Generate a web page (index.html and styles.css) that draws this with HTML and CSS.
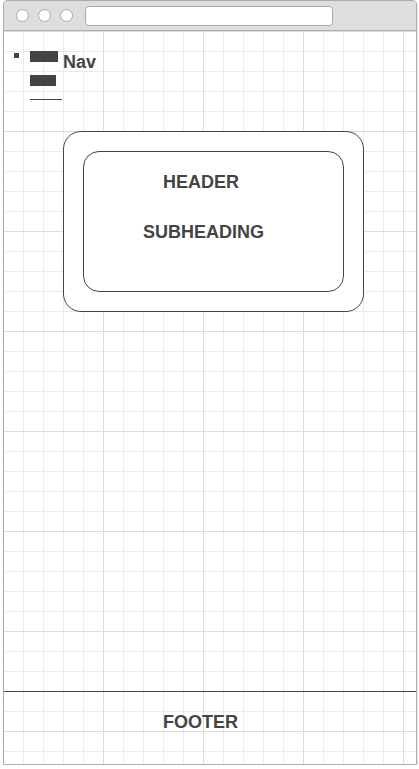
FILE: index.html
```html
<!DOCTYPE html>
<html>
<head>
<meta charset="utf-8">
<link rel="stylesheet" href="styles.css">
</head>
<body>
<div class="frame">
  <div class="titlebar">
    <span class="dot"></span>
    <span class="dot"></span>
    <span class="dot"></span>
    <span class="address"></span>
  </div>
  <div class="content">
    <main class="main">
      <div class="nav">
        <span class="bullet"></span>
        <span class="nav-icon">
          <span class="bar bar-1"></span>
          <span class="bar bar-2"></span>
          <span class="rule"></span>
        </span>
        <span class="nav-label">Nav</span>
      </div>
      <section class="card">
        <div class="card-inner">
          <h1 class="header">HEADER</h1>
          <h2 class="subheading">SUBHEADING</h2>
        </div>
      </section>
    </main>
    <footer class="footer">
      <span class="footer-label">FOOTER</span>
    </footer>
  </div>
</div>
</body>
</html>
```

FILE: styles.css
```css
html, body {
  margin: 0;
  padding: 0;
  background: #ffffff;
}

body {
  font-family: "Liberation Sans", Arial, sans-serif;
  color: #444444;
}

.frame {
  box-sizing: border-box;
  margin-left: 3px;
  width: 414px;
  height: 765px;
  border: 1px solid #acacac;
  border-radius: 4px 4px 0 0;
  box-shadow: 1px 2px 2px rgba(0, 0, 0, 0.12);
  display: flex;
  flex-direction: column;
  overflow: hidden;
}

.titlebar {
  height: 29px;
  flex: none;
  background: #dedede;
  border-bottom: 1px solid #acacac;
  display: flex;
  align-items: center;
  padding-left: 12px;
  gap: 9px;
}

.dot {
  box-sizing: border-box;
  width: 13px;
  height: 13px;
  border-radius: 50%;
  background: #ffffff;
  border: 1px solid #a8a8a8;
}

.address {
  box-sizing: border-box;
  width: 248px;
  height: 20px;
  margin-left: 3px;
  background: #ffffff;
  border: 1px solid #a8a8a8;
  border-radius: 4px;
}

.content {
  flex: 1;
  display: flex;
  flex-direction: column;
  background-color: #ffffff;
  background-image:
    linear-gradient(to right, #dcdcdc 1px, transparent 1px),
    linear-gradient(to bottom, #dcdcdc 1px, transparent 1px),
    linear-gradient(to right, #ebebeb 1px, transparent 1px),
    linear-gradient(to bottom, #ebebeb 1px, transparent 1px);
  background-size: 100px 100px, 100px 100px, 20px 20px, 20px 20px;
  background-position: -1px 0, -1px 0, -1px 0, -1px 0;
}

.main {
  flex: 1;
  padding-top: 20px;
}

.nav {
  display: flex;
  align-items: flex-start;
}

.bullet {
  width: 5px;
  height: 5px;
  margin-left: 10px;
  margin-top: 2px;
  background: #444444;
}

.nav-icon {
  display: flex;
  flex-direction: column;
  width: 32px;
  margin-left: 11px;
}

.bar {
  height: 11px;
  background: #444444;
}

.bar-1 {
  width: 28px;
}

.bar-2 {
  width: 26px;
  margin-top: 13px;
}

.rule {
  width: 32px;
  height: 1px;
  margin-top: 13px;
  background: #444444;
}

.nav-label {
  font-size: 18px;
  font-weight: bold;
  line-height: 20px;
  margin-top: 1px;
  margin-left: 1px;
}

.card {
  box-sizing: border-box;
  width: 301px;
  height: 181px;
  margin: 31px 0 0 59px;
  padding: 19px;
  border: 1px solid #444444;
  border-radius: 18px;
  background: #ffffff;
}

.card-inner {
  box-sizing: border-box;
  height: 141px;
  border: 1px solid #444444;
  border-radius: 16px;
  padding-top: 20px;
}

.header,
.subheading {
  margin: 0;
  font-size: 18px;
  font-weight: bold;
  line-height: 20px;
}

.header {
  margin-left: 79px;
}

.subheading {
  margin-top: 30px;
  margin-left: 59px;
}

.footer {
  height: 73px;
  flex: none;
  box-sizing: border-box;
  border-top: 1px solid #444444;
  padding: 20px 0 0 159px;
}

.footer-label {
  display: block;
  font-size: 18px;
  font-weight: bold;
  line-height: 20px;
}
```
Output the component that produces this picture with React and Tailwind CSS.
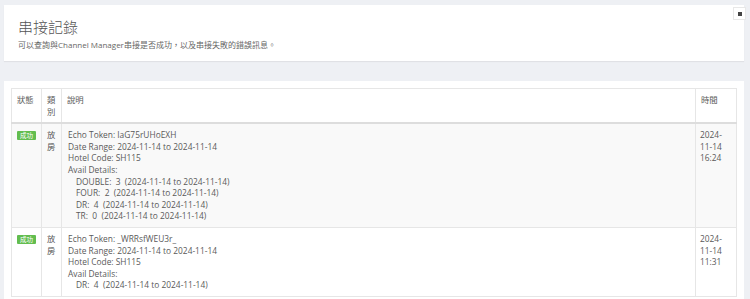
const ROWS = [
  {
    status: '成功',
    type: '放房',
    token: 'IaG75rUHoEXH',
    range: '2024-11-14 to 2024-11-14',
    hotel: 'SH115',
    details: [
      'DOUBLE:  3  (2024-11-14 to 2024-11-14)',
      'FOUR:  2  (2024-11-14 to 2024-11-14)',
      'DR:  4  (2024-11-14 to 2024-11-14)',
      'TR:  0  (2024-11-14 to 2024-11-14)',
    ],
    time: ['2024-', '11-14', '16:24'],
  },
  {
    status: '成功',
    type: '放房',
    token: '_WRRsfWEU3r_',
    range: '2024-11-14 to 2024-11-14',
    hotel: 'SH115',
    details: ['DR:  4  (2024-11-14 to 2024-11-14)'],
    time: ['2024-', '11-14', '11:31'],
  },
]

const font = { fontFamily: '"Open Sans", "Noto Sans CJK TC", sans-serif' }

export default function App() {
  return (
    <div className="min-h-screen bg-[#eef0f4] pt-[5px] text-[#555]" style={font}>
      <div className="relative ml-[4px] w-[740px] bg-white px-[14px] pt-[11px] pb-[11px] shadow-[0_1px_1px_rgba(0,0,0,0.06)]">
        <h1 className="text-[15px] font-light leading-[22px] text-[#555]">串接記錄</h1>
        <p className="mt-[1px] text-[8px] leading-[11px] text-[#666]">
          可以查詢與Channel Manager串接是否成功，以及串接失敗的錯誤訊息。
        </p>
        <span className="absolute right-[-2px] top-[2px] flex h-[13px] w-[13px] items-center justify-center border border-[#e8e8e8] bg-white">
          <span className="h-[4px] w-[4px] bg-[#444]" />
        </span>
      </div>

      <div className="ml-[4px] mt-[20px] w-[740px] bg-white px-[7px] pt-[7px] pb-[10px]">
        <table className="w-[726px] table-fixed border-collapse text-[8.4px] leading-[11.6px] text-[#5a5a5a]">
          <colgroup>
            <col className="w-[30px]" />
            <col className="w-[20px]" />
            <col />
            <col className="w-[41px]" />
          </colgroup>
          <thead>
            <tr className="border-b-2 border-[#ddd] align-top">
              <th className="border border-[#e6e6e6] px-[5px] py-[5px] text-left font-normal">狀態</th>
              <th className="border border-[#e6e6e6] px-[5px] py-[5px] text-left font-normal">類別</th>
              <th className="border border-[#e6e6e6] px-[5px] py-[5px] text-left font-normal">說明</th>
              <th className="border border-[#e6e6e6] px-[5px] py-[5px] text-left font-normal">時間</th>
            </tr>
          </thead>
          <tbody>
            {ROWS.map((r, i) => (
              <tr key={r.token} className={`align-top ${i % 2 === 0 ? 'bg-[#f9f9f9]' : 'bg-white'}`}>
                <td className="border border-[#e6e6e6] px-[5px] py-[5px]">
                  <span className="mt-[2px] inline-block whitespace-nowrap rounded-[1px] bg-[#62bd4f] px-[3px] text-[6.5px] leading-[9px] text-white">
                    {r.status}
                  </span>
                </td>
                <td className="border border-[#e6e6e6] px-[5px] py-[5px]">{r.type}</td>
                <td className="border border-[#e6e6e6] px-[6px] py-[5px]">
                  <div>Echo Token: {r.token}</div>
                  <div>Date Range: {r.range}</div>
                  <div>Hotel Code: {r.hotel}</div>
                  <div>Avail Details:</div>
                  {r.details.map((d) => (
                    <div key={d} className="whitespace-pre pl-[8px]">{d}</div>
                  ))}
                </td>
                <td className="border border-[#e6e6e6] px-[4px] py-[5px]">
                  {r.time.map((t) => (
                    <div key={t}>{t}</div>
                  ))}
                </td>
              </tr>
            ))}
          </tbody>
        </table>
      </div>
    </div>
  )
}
...
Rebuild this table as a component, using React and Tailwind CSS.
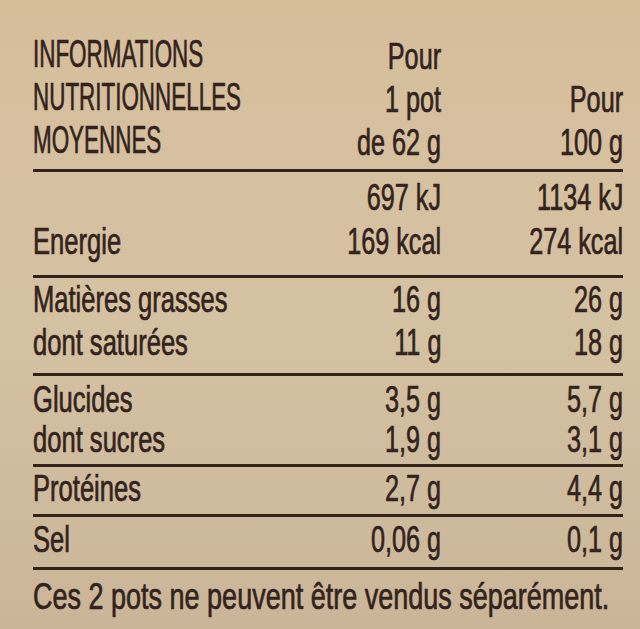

* Task requirements
Check each line of the records for "React" and copy the ones that contain it.

* The answer
Output the component that produces this picture with React and Tailwind CSS.
Rebuild this table as a component, using React and Tailwind CSS.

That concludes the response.